I sometimes wonder what a guidebook author might make of Longhope Direct for example. MacLeod FA (suggested E10/11), McHaffie repeat (suggested E8/9). So track record wouldn't come into it really. I've a feeling the style should be big wall (single push and all pitches led free) rather than a perfect no falls whatsoever. Presumably it will settle at E9 or E10.
I know the top pitch is still there because you can see it on the Google Earth Pembrokeshire Coast Path sequence.
> XS is a bachelor's grade.
> Disagree, you need to be able to handle horrendous situations that you've entered into willingly. Marriage is a great preparation.
Hmm, I've not done St Michael, but I've done three of the other routes at Needle Rock, and while they were certainly adventurous it didn't seem XS territory to me. Some of the runners might actually have held.
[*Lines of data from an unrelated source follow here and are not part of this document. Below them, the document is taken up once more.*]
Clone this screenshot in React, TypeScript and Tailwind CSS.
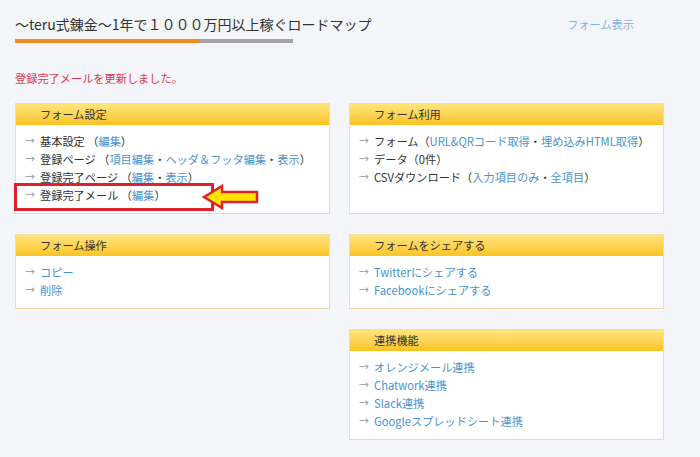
const font = { fontFamily: '"Noto Sans CJK JP", "Noto Sans", sans-serif' };

type Part = { text: string; link?: boolean };

function Item({ parts }: { parts: Part[] }) {
  return (
    <li className="flex items-center h-[18px] leading-[18px] whitespace-nowrap">
      <span className="w-[15px] text-[10px] text-[#999]">→</span>
      <span>
        {parts.map((p, i) =>
          p.link ? (
            <span key={i} className="text-[#4a93cf]">
              {p.text}
            </span>
          ) : (
            <span key={i}>{p.text}</span>
          )
        )}
      </span>
    </li>
  );
}

function Card({
  title,
  children,
  className = "",
}: {
  title: string;
  children: React.ReactNode;
  className?: string;
}) {
  return (
    <div className={`flex flex-col border border-[#efdca6] bg-white ${className}`}>
      <div className="h-[21px] bg-gradient-to-b from-[#ffe47a] to-[#fbc41a] pl-[24px] text-[11.2px] leading-[21px] text-[#333]">
        {title}
      </div>
      <ul className="flex-1 px-[9px] pt-[7px] pb-[9px] text-[11.2px] text-[#333]">{children}</ul>
    </div>
  );
}

function Arrow() {
  return (
    <svg width="58" height="26" viewBox="0 0 58 26" className="absolute left-[202px] top-[184px]">
      <polygon
        points="2,13 20,2 20,8 55,8 55,18 20,18 20,24"
        fill="#ffe500"
        stroke="#e0202a"
        strokeWidth="2.5"
        strokeLinejoin="miter"
      />
    </svg>
  );
}

export default function App() {
  return (
    <div className="relative w-[700px] h-[457px] overflow-hidden bg-[#f4f5f9] text-[#333]" style={font}>
      <div className="flex items-start justify-between pl-[15px] pr-[66px] pt-[13px]">
        <div>
          <div className="text-[14px] leading-[22px]">〜teru式錬金〜1年で１０００万円以上稼ぐロードマップ</div>
          <div className="mt-[4px] flex h-[4px] w-[278px]">
            <div className="w-[185px] bg-[#f08a24]" />
            <div className="flex-1 bg-[#a3a3a3]" />
          </div>
        </div>
        <div className="pt-[3px] text-[11.2px] text-[#7fb2df]">フォーム表示</div>
      </div>

      <div className="mt-[26px] pl-[15px] text-[11.2px] leading-[18px] text-[#e0354f]">
        登録完了メールを更新しました。
      </div>

      <div className="mt-[16px] ml-[15px] grid grid-cols-[315px_315px] gap-x-[19px] gap-y-[20px]">
        <Card title="フォーム設定">
          <Item parts={[{ text: "基本設定 （" }, { text: "編集", link: true }, { text: "）" }]} />
          <Item
            parts={[
              { text: "登録ページ （" },
              { text: "項目編集", link: true },
              { text: "・" },
              { text: "ヘッダ＆フッタ編集", link: true },
              { text: "・" },
              { text: "表示", link: true },
              { text: "）" },
            ]}
          />
          <Item
            parts={[
              { text: "登録完了ページ （" },
              { text: "編集", link: true },
              { text: "・" },
              { text: "表示", link: true },
              { text: "）" },
            ]}
          />
          <Item parts={[{ text: "登録完了メール （" }, { text: "編集", link: true }, { text: "）" }]} />
        </Card>
        <Card title="フォーム利用">
          <Item
            parts={[
              { text: "フォーム（" },
              { text: "URL&QRコード取得", link: true },
              { text: "・" },
              { text: "埋め込みHTML取得", link: true },
              { text: "）" },
            ]}
          />
          <Item parts={[{ text: "データ（0件）" }]} />
          <Item
            parts={[
              { text: "CSVダウンロード（" },
              { text: "入力項目のみ", link: true },
              { text: "・" },
              { text: "全項目", link: true },
              { text: "）" },
            ]}
          />
        </Card>
        <Card title="フォーム操作">
          <Item parts={[{ text: "コピー", link: true }]} />
          <Item parts={[{ text: "削除", link: true }]} />
        </Card>
        <Card title="フォームをシェアする">
          <Item parts={[{ text: "Twitterにシェアする", link: true }]} />
          <Item parts={[{ text: "Facebookにシェアする", link: true }]} />
        </Card>
        <Card title="連携機能" className="col-start-2">
          <Item parts={[{ text: "オレンジメール連携", link: true }]} />
          <Item parts={[{ text: "Chatwork連携", link: true }]} />
          <Item parts={[{ text: "Slack連携", link: true }]} />
          <Item parts={[{ text: "Googleスプレッドシート連携", link: true }]} />
        </Card>
      </div>

      {/* highlight box + arrow */}
      <div className="absolute left-[14px] top-[183px] h-[28px] w-[200px] border-[3px] border-[#e0202a]" />
      <Arrow />
    </div>
  );
}
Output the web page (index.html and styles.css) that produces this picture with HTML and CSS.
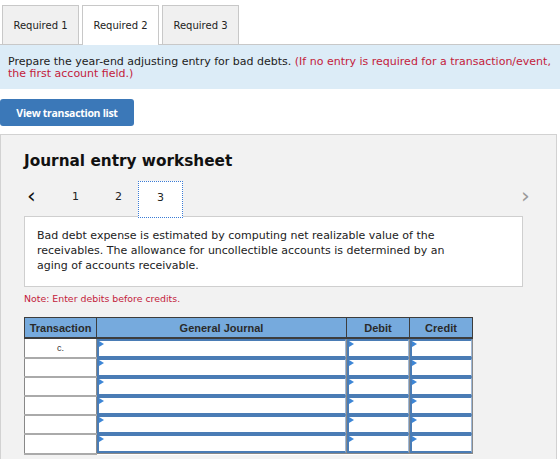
FILE: index.html
```html
<!DOCTYPE html>
<html lang="en">
<head>
    <meta charset="UTF-8">
    <meta name="viewport" content="width=device-width, initial-scale=1.0">
    <title>Journal entry worksheet</title>
    <link rel="stylesheet" href="styles.css">
</head>
<body>
    <div class="tabs">
        <button class="tab">Required 1</button>
        <button class="tab active">Required 2</button>
        <button class="tab">Required 3</button>
    </div>
    <p class="instructions">Prepare the year-end adjusting entry for bad debts. <span class="red">(If no entry is required for a transaction/event,</span><br><span class="red">the first account field.)</span></p>

    <button class="view-btn">View transaction list</button>

    <div class="worksheet">
        <h2>Journal entry worksheet</h2>
        <div class="pager">
            <span class="arrow prev">&#8249;</span>
            <span class="page">1</span>
            <span class="page">2</span>
            <span class="page current">3</span>
            <span class="arrow next">&#8250;</span>
        </div>
        <div class="desc">
            Bad debt expense is estimated by computing net realizable value of the<br>
            receivables. The allowance for uncollectible accounts is determined by an<br>
            aging of accounts receivable.
        </div>
        <p class="note">Note: Enter debits before credits.</p>

        <table class="journal">
            <thead>
                <tr>
                    <th class="col-tr">Transaction</th>
                    <th class="col-gj">General Journal</th>
                    <th class="col-amt">Debit</th>
                    <th class="col-amt">Credit</th>
                </tr>
            </thead>
            <tbody id="rows"></tbody>
        </table>
    </div>

    <script>
        const rows = document.getElementById('rows');
        for (let i = 0; i < 6; i++) {
            const tr = document.createElement('tr');
            tr.innerHTML = `
                <td class="tr-cell">${i === 0 ? 'c.' : ''}</td>
                <td class="entry"><div class="field"></div></td>
                <td class="entry"><div class="field"></div></td>
                <td class="entry"><div class="field"></div></td>`;
            rows.appendChild(tr);
        }
    </script>
</body>
</html>
```

FILE: styles.css
```css
body {
    margin: 0;
    font-family: 'DejaVu Sans', Verdana, sans-serif;
    font-size: 11px;
    color: #222;
    background: #fff;
    overflow: hidden;
}
.tabs {
    display: flex;
    gap: 3px;
    padding: 5px 0 0 2px;
    border-bottom: 1px solid #c8c8c8;
}
.tab {
    width: 77px;
    height: 39px;
    margin-bottom: -1px;
    border: 1px solid #c8c8c8;
    border-bottom: none;
    background: #f0f0f0;
    font-family: 'DejaVu Sans', Verdana, sans-serif;
    font-size: 10px;
    color: #222;
    padding: 0;
}
.tab.active {
    background: #fff;
    height: 40px;
}
.instructions {
    margin: 0;
    background: #dcecf7;
    padding: 11px 8px 9px;
    line-height: 12px;
}
.red {
    color: #c3213b;
}
.view-btn {
    display: block;
    margin: 10px 0 0;
    width: 134px;
    height: 27px;
    border: none;
    border-radius: 3px;
    background: #3b78b8;
    color: #fff;
    font-family: 'Open Sans', sans-serif;
    font-weight: 700;
    font-size: 10.5px;
    letter-spacing: -0.3px;
    padding: 0;
}
.worksheet {
    margin-top: 8px;
    width: 557px;
    height: 330px;
    background: #f2f2f2;
    border: 1px solid #d2d2d2;
    padding: 0 0 0 23px;
    box-sizing: border-box;
}
.worksheet h2 {
    margin: 0;
    padding-top: 17px;
    font-size: 15.3px;
    line-height: 18px;
    font-weight: bold;
    color: #111;
}
.pager {
    display: flex;
    align-items: flex-start;
    height: 37px;
    margin-top: 11px;
    position: relative;
}
.arrow {
    font-size: 22px;
    line-height: 20px;
    margin-top: 5px;
}
.prev {
    margin-left: 3px;
    width: 45px;
    color: #111;
}
.page {
    width: 43px;
    font-size: 11px;
    line-height: 13px;
    margin-top: 9px;
}
.page:nth-child(3) {
    width: 23px;
}
.page.current {
    width: 45px;
    height: 37px;
    margin-top: 0;
    box-sizing: border-box;
    padding-bottom: 5px;
    background: #fff;
    border: 1px dotted #3a7bd5;
    display: flex;
    align-items: center;
    justify-content: center;
}
.next {
    position: absolute;
    left: 497px;
    color: #9a9a9a;
}
.desc {
    width: 499px;
    box-sizing: border-box;
    margin-top: -2px;
    background: #fff;
    border: 1px solid #cfcfcf;
    padding: 11px 12px 13px;
    line-height: 15px;
}
.note {
    margin: 6px 0 0;
    color: #c3213b;
    font-size: 9.4px;
    line-height: 12px;
}
.journal {
    margin-top: 12px;
    width: 448px;
    table-layout: fixed;
    border-collapse: collapse;
    font-family: 'Liberation Sans', Arial, sans-serif;
    background: #fff;
    border-left: 1px solid #888;
    border-bottom: 1px solid #888;
}
.journal th {
    height: 19px;
    padding: 0;
    background: #76aadd;
    border: 1px solid #3d3d3d;
    border-bottom-width: 2px;
    font-size: 11px;
    font-weight: bold;
    color: #2a2a2a;
}
.col-tr { width: 71px; }
.col-gj { width: 249px; }
.col-amt { width: 62px; }
.tr-cell {
    height: 17px;
    padding: 0;
    border-right: 1px solid #8a8a8a;
    border-bottom: 2px solid #aaa;
    text-align: center;
    font-size: 9px;
    color: #333;
}
.entry {
    padding: 0;
    border-right: 1px solid #8a8a8a;
}
.field {
    position: relative;
    height: 15px;
    border: 2px solid #4a7cb5;
    border-right: 1px solid #9fb9d8;
    border-bottom-width: 2px;
    background: #fff;
}
.field::before {
    content: '';
    position: absolute;
    left: 0;
    top: 0;
    border-top: 3px solid transparent;
    border-bottom: 3px solid transparent;
    border-left: 5px solid #3d86d6;
}
```
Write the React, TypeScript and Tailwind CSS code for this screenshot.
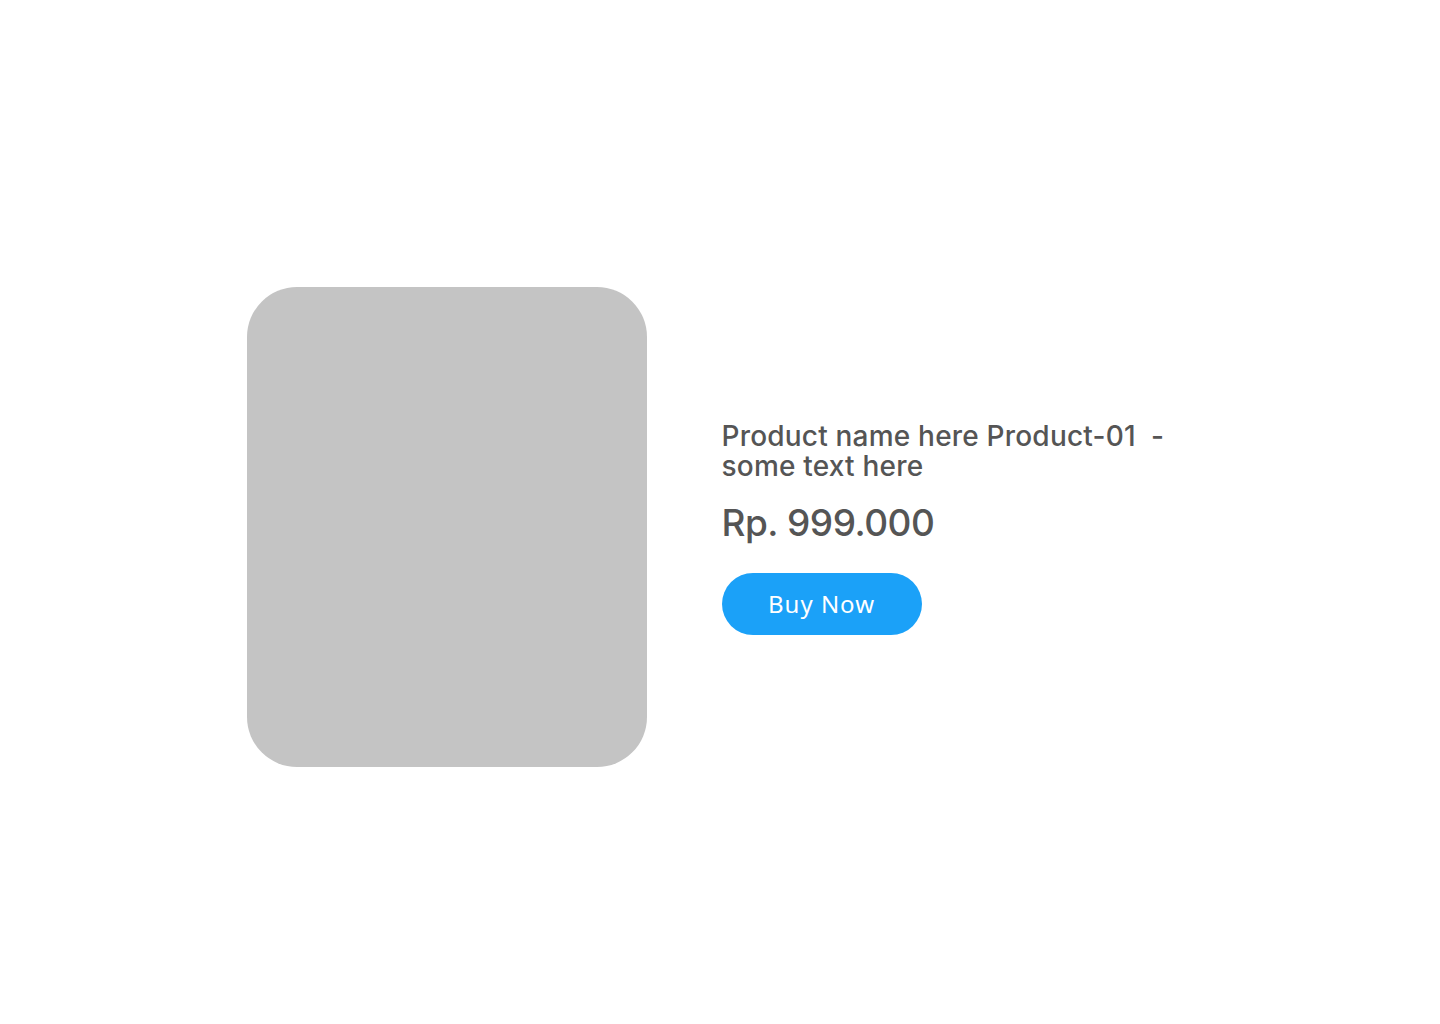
export default function App() {
  return (
    <div className="w-[1440px] h-[1024px] bg-white flex items-center justify-center" style={{ fontFamily: 'Inter, "Liberation Sans", Arial, sans-serif' }}>
      <div className="flex items-center gap-[75px] translate-y-[15px] -translate-x-[1px]">
        <div className="w-[400px] h-[480px] rounded-[50px] bg-[#c4c4c4]" />
        <div className="w-[470px] flex flex-col items-start pt-[2px]">
          <h1 className="text-[28px] leading-[30px] text-[#555555] font-medium tracking-[0.2px]">
            Product name here Product-01&nbsp; - some text here
          </h1>
          <p className="mt-[20px] text-[37px] leading-[44px] text-[#555555] font-medium tracking-[-0.5px]">Rp. 999.000</p>
          <button className="mt-[28px] w-[200px] h-[62px] rounded-full bg-[#1ba1f8] text-white text-[24px] tracking-[1px]" style={{ fontFamily: '"Noto Sans", sans-serif' }}>
            Buy Now
          </button>
        </div>
      </div>
    </div>
  );
}
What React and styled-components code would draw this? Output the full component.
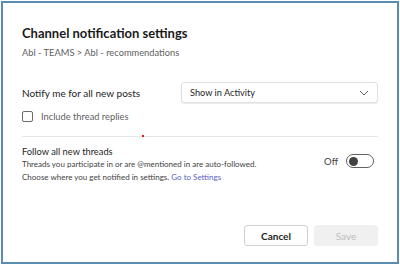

I looked St Michael up in the Quinton guide, and indeed it's there at XS (5b), described as "loose, vegetated and not recommended". Presumably the guidebook writer at least had a close look at it, though it still seems odd that the technical grade would go up so much unless someone had actually climbed it.
Thanks for that: you've established where it got the upgrade at least.
I don't know about that guidebook, it described one of the routes I did on Needle Rock as "a good line marred by loose rock and guano". Marred? It's almost as if it thinks those are bad things. I thought they were the whole point of sea cliff climbing.